Non solo: l’azione pubblica dovrebbe basarsi su evidenze scientifiche e non, come purtroppo spesso è il caso, su preconcetti, allarmi sociali, giudizi di pancia. E nel processo decisionale andranno coinvolti pure i minori stessi, ascoltando la loro opinione e dando conto in maniera trasparente di come questa sia stata considerata. Tale “diritto all’ascolto” costituisce, pacificamente, uno dei principi chiave della Convenzione ONU: ma si tratta di un diritto che, al di là delle belle parole, molto raramente viene rispettato in Italia.

 

Quinto: cooperare tra attori, anche tramite le autorità garanti

 

Il settore tecnologico è caratterizzato dalla presenza di molti attori: imprese multinazionali, Stati, organizzazioni non governative… Il Comitato richiede che questi cooperino con famiglie, attori educativi, società civile e accademia, per migliorare le possibilità di utilizzo delle tecnologie da parte dei minori di età.

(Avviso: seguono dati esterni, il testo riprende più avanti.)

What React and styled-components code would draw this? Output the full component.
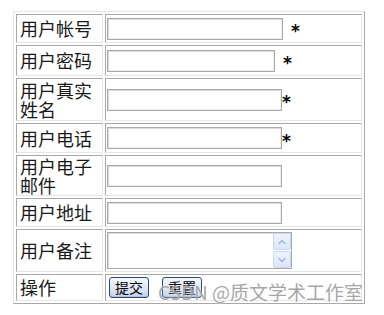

Per favorire tale cooperazione e coordinare la relativa azione pubblica, un ruolo importante spetta alle autorità garanti. In Italia, dal 2011 è attiva l’Autorità garante per l’infanzia e l’adolescenza, competente a promuovere l’attuazione della Convenzione sui diritti del minore. (Di una simile autorità con competenza per i diritti umani di tutte le persone si sta discutendo proprio in questi giorni, così da colmare una lacuna che vede l’Italia tra gli ultimi Paesi in Europa senza un tale organismo.)  L’Alto Adige ha svolto un ruolo pionieristico in Italia, avendo istituito l’ufficio della garante per l’infanzia e l’adolescenza già nel 2009.

 

Il rischio di risposte semplicistiche

 

Il rapporto tra minori e nuove tecnologie è molto complesso. Il che potrebbe portare, paradossalmente, a risposte semplicistiche: limitare l’accesso a internet (ma davvero si può?), approvare a seguito di allarmi sociali una qualche norma-manifesto (che, come si può immaginare, fa spesso più male che bene), o concludere che “non si può fare comunque nulla” e sperare che l’ambito tecnologico e ogni minore si auto-regoli.

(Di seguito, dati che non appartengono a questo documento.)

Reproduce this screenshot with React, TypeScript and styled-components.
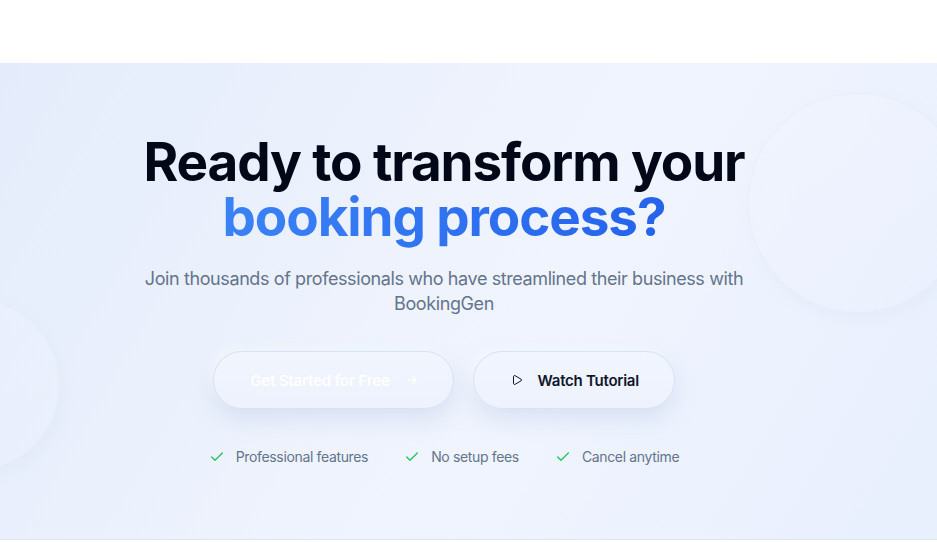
import React from "react";
import styled, { createGlobalStyle } from "styled-components";
import { Check, Play, ArrowRight } from "lucide-react";

const Global = createGlobalStyle`
  html, body { margin: 0; padding: 0; background: #ffffff; }
  body { font-family: Inter, "Noto Sans", sans-serif; -webkit-font-smoothing: antialiased; }
  * { box-sizing: border-box; }
`;

const Header = styled.header`
  height: 63px;
  background: #ffffff;
`;

const Section = styled.section`
  position: relative;
  overflow: hidden;
  height: 477px;
  border-bottom: 1px solid #dfe5ee;
  background: linear-gradient(120deg, #e4ecfb 0%, #eef3fd 45%, #eff4fe 60%, #e8effd 100%);
`;

const Orb = styled.div<{ $size: number; $top: number; $left: number }>`
  position: absolute;
  width: ${(p) => p.$size}px;
  height: ${(p) => p.$size}px;
  top: ${(p) => p.$top}px;
  left: ${(p) => p.$left}px;
  border-radius: 50%;
  background: linear-gradient(145deg, rgba(241, 245, 254, 0.35), rgba(234, 240, 253, 0.25));
  box-shadow: 3px 6px 16px rgba(150, 170, 210, 0.07), inset 0 0 0 1px rgba(222, 230, 244, 0.3);
`;

const Inner = styled.div`
  position: relative;
  width: 888px;
  padding-top: 72px;
  display: flex;
  flex-direction: column;
  align-items: center;
  text-align: center;
`;

const Title = styled.h1`
  margin: 0;
  font-size: 53px;
  line-height: 55px;
  font-weight: 700;
  letter-spacing: -1.1px;
  color: #020817;
`;

const Accent = styled.span`
  display: inline-block;
  padding-bottom: 8px;
  margin-bottom: -8px;
  background: linear-gradient(90deg, #3b82f6 0%, #2563eb 100%);
  -webkit-background-clip: text;
  background-clip: text;
  color: transparent;
`;

const Subtitle = styled.p`
  margin: 21px 0 0;
  max-width: 620px;
  font-size: 18px;
  line-height: 25px;
  letter-spacing: -0.4px;
  color: #64748b;
`;

const Actions = styled.div`
  display: flex;
  gap: 19px;
  margin-top: 35px;
`;

const Pill = styled.button<{ $primary?: boolean }>`
  height: 58px;
  display: inline-flex;
  align-items: center;
  gap: 15px;
  padding: ${(p) => (p.$primary ? "0 34px 0 36px" : "0 35px 0 37px")};
  border-radius: 999px;
  border: 1px solid #d7e2f6;
  background: linear-gradient(180deg, #f1f5fe 0%, #edf2fd 100%);
  box-shadow: 0 10px 22px rgba(160, 178, 214, 0.28), -4px -4px 10px rgba(255, 255, 255, 0.5);
  font-family: Inter, sans-serif;
  font-size: 15px;
  letter-spacing: ${(p) => (p.$primary ? "-0.15px" : "-0.25px")};
  font-weight: 600;
  color: ${(p) => (p.$primary ? "#ffffff" : "#0f172a")};
  cursor: pointer;
`;

const Perks = styled.ul`
  list-style: none;
  display: flex;
  gap: 36px;
  margin: 38px 0 0;
  padding: 0;
`;

const Perk = styled.li`
  display: flex;
  align-items: center;
  gap: 11px;
  font-size: 14px;
  line-height: 20px;
  letter-spacing: -0.35px;
  color: #64748b;
`;

export default function App() {
  return (
    <>
      <Global />
      <Header />
      <Section>
        <Orb $size={220} $top={30} $left={748} />
        <Orb $size={172} $top={236} $left={-112} />
        <Inner>
          <Title>
            Ready to transform your
            <br />
            <Accent>booking process?</Accent>
          </Title>
          <Subtitle>
            Join thousands of professionals who have streamlined their business with BookingGen
          </Subtitle>
          <Actions>
            <Pill $primary>
              Get Started for Free
              <ArrowRight size={14} strokeWidth={2} />
            </Pill>
            <Pill>
              <Play size={12} strokeWidth={2} />
              Watch Tutorial
            </Pill>
          </Actions>
          <Perks>
            <Perk>
              <Check size={16} color="#22c55e" strokeWidth={2} />
              Professional features
            </Perk>
            <Perk>
              <Check size={16} color="#22c55e" strokeWidth={2} />
              No setup fees
            </Perk>
            <Perk>
              <Check size={16} color="#22c55e" strokeWidth={2} />
              Cancel anytime
            </Perk>
          </Perks>
        </Inner>
      </Section>
    </>
  );
}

Già una maggiore consapevolezza sul tema potrebbe invece, passo dopo passo, condurre nella giusta direzione. Ragionando a scuola o in famiglia sulle informazioni disponibili su internet. Discutendo su come usare intelligentemente lo smartphone, senza che diventi il cardine di ogni momento. E chiedendo conto a industrie e decisori politici se abbiano considerato che le loro scelte andranno ad incidere su una società che non di soli adulti è composta.